--- START ---

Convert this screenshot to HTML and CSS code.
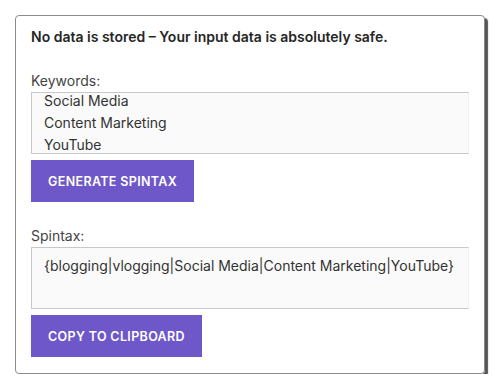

--- END ---
--- START ---

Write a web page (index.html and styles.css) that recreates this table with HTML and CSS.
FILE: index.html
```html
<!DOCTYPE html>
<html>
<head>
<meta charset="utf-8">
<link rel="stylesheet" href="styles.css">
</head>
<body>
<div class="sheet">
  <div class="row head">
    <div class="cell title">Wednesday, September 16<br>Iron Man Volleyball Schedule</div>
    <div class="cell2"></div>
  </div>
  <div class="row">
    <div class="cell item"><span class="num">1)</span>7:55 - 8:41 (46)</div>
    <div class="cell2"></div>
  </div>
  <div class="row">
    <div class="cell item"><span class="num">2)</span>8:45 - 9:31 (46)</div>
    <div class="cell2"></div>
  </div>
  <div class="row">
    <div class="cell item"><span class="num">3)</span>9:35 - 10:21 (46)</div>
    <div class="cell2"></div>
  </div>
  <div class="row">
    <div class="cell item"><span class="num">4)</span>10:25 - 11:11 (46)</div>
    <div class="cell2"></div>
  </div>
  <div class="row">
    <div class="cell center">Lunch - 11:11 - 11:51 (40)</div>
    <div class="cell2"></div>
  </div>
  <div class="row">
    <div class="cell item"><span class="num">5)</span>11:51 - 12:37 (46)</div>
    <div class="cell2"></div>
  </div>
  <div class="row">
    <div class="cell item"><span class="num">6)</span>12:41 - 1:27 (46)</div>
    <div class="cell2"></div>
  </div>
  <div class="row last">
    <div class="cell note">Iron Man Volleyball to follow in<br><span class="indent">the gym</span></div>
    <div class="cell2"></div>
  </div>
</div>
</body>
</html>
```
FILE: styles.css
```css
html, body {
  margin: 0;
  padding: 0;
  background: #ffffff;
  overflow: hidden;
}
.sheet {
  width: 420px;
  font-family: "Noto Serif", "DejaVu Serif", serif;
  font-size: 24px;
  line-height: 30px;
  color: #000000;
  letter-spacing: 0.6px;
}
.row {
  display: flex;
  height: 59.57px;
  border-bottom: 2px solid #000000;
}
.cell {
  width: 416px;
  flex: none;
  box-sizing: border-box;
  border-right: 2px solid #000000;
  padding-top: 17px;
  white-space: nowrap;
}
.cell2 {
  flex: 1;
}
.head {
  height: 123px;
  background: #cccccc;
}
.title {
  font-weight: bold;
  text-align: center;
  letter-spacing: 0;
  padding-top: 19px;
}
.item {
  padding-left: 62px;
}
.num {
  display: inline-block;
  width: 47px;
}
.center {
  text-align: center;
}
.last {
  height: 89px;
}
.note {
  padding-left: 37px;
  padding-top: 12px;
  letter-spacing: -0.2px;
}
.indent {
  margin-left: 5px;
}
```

--- END ---

--- The exercise ---
Scan the material above. Copy each line that holds the word "this".

--- Task response ---
Convert this screenshot to HTML and CSS code.
Write a web page (index.html and styles.css) that recreates this table with HTML and CSS.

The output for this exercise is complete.